> [Directive]:
Show every line that has the string "screenshot" in it.

----

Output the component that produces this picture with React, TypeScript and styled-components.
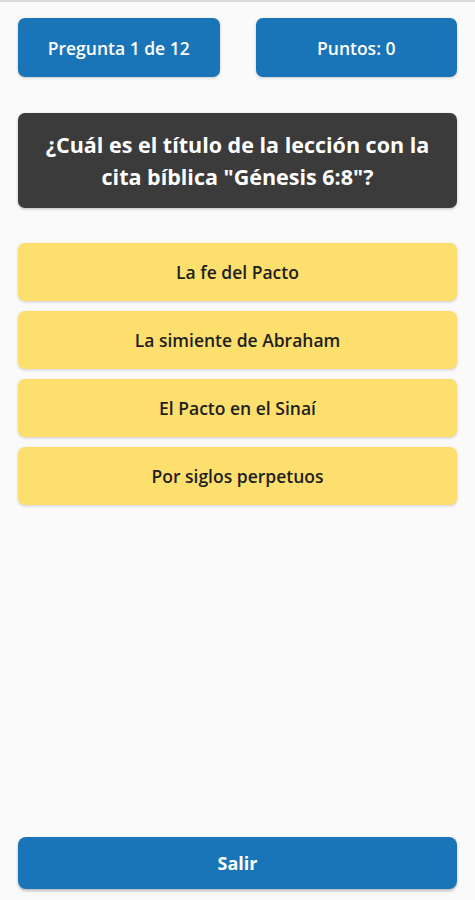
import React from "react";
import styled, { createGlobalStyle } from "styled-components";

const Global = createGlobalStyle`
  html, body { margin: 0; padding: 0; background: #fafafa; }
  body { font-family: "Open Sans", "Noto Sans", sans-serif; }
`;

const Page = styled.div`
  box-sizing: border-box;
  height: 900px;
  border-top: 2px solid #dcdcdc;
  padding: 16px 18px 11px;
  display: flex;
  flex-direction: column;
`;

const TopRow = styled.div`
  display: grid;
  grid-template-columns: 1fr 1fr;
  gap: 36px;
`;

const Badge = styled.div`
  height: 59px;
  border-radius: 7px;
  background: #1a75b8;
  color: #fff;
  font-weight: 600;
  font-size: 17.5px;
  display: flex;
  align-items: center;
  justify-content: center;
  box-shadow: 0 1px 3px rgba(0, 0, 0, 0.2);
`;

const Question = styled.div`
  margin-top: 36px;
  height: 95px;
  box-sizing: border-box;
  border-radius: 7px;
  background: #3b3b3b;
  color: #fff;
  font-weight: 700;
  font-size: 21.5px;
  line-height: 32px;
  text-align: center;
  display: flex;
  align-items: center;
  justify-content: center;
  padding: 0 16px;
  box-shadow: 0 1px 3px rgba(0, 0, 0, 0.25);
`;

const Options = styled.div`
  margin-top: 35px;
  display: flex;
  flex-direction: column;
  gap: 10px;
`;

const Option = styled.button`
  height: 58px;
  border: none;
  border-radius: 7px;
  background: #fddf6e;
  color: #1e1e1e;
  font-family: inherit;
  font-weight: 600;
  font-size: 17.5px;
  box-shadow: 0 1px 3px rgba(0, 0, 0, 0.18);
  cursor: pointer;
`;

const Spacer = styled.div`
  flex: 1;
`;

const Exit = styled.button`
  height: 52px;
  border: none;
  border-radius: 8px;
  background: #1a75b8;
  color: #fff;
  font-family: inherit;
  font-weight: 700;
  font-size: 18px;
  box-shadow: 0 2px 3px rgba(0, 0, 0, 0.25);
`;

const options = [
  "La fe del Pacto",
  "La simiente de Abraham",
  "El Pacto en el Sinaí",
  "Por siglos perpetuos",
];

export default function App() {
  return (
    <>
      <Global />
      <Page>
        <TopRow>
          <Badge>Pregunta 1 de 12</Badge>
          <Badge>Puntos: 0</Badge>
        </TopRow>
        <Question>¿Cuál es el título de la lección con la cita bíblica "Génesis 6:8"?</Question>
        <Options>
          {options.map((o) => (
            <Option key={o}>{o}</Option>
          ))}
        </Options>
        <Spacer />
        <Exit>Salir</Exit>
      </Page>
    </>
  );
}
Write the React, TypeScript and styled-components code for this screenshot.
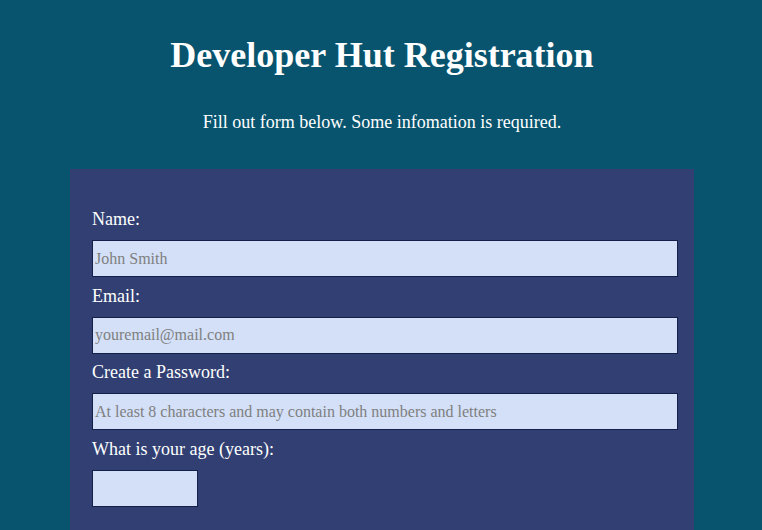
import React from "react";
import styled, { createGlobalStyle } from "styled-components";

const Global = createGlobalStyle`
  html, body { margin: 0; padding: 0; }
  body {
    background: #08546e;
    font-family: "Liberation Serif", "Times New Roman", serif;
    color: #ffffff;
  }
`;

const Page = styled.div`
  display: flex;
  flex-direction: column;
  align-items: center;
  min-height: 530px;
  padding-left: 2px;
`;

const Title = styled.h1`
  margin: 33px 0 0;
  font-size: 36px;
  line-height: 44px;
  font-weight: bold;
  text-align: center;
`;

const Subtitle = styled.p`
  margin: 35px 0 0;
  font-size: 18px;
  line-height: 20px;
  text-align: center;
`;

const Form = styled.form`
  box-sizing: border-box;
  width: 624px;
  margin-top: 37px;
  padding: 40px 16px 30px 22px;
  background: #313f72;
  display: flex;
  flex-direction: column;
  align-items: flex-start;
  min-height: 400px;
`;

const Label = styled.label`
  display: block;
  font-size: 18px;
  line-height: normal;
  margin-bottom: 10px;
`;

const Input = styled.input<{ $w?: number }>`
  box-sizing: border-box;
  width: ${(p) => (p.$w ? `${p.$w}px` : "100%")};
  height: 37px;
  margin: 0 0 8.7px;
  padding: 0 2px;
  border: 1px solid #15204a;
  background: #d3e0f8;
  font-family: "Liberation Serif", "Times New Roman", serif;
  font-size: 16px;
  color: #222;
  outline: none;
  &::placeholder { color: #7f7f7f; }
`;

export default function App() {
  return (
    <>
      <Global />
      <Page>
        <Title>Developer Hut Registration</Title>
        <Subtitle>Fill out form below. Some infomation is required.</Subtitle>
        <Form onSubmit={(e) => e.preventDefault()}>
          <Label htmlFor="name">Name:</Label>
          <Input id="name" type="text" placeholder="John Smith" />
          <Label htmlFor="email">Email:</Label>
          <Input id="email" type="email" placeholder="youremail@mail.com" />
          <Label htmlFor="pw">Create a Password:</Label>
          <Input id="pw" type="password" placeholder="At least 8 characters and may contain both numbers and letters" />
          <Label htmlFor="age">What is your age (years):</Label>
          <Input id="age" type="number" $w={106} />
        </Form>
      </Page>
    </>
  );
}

----

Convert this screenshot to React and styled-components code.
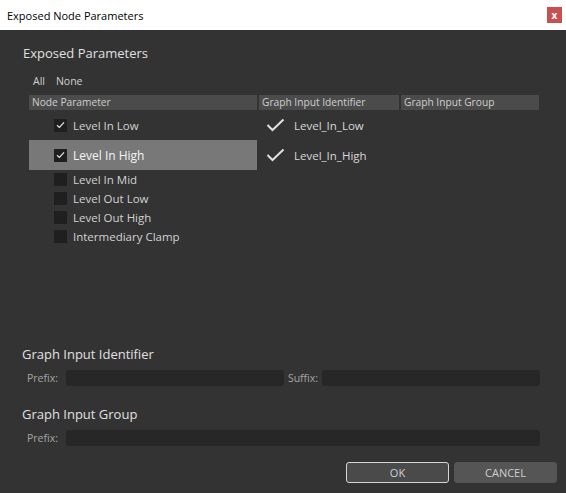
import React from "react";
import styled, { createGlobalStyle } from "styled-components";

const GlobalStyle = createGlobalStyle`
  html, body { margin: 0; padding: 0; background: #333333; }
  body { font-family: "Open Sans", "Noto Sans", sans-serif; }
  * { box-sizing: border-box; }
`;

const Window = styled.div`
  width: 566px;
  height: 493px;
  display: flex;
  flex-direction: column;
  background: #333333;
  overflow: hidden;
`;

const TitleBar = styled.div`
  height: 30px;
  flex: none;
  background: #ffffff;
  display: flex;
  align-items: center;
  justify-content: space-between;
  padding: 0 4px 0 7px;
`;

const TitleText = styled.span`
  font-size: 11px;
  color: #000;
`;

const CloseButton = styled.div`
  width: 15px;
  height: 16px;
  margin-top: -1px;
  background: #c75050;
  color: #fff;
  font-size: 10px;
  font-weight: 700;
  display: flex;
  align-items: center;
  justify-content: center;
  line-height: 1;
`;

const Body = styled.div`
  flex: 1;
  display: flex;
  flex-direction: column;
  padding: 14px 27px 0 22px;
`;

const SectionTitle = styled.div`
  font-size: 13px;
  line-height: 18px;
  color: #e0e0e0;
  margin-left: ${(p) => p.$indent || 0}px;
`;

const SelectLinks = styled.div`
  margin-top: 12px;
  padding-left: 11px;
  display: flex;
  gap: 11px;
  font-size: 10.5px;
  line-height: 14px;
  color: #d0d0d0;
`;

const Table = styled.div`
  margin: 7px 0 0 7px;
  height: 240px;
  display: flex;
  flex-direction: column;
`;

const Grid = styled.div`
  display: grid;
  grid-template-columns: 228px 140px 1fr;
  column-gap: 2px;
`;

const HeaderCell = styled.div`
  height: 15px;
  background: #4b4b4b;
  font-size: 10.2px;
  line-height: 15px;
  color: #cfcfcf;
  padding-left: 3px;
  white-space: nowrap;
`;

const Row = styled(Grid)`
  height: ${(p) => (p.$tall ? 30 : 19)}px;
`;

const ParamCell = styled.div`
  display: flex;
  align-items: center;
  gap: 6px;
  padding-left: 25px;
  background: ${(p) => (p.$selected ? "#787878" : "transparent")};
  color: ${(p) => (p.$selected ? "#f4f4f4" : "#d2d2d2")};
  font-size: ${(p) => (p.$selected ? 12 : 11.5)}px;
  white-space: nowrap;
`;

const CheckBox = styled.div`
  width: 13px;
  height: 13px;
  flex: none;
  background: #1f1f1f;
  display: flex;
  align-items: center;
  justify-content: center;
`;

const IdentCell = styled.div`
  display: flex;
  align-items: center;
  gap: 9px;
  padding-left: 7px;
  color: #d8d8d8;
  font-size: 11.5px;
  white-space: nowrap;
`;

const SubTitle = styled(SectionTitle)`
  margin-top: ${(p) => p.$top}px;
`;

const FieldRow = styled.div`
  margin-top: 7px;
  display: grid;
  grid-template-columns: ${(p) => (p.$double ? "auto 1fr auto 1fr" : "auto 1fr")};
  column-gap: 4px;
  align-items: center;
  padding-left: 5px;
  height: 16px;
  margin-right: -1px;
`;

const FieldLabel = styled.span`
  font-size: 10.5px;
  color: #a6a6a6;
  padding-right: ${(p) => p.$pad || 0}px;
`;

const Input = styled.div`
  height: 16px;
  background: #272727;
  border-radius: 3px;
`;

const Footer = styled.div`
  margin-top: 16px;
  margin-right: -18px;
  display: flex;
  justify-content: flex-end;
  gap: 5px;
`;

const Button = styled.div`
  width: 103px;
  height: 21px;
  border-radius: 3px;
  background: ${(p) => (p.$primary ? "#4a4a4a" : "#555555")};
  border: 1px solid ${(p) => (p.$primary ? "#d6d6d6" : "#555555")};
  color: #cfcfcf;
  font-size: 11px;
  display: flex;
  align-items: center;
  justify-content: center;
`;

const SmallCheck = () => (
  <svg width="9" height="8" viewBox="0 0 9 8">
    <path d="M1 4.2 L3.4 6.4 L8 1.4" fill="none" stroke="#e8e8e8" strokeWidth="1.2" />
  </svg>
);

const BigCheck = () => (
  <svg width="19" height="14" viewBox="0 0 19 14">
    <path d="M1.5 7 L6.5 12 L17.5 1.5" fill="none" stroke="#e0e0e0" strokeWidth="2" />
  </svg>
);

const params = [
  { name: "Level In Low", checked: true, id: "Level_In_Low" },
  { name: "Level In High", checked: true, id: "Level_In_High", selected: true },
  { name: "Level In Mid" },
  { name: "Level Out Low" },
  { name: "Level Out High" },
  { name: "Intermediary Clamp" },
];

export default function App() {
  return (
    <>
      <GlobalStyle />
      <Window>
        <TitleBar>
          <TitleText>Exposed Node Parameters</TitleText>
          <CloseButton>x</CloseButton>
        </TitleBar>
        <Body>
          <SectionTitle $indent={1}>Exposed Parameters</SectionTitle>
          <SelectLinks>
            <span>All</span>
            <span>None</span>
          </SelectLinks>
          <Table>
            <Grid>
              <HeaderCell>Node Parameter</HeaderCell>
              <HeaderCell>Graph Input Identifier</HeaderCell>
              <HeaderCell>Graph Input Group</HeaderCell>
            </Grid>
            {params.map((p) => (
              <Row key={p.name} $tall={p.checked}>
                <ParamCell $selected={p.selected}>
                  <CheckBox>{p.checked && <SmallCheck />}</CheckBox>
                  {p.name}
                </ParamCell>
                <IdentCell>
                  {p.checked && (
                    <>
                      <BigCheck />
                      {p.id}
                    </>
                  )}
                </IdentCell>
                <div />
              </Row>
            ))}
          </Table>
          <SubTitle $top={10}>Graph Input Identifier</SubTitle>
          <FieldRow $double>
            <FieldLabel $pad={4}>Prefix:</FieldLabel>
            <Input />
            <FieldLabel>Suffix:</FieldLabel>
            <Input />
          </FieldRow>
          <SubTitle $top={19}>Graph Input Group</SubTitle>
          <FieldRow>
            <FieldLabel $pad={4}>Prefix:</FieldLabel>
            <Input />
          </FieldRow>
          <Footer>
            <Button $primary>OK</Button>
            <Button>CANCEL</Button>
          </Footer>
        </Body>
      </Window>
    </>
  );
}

----

> [Problem solution]:
Write the React, TypeScript and styled-components code for this screenshot.
Convert this screenshot to React and styled-components code.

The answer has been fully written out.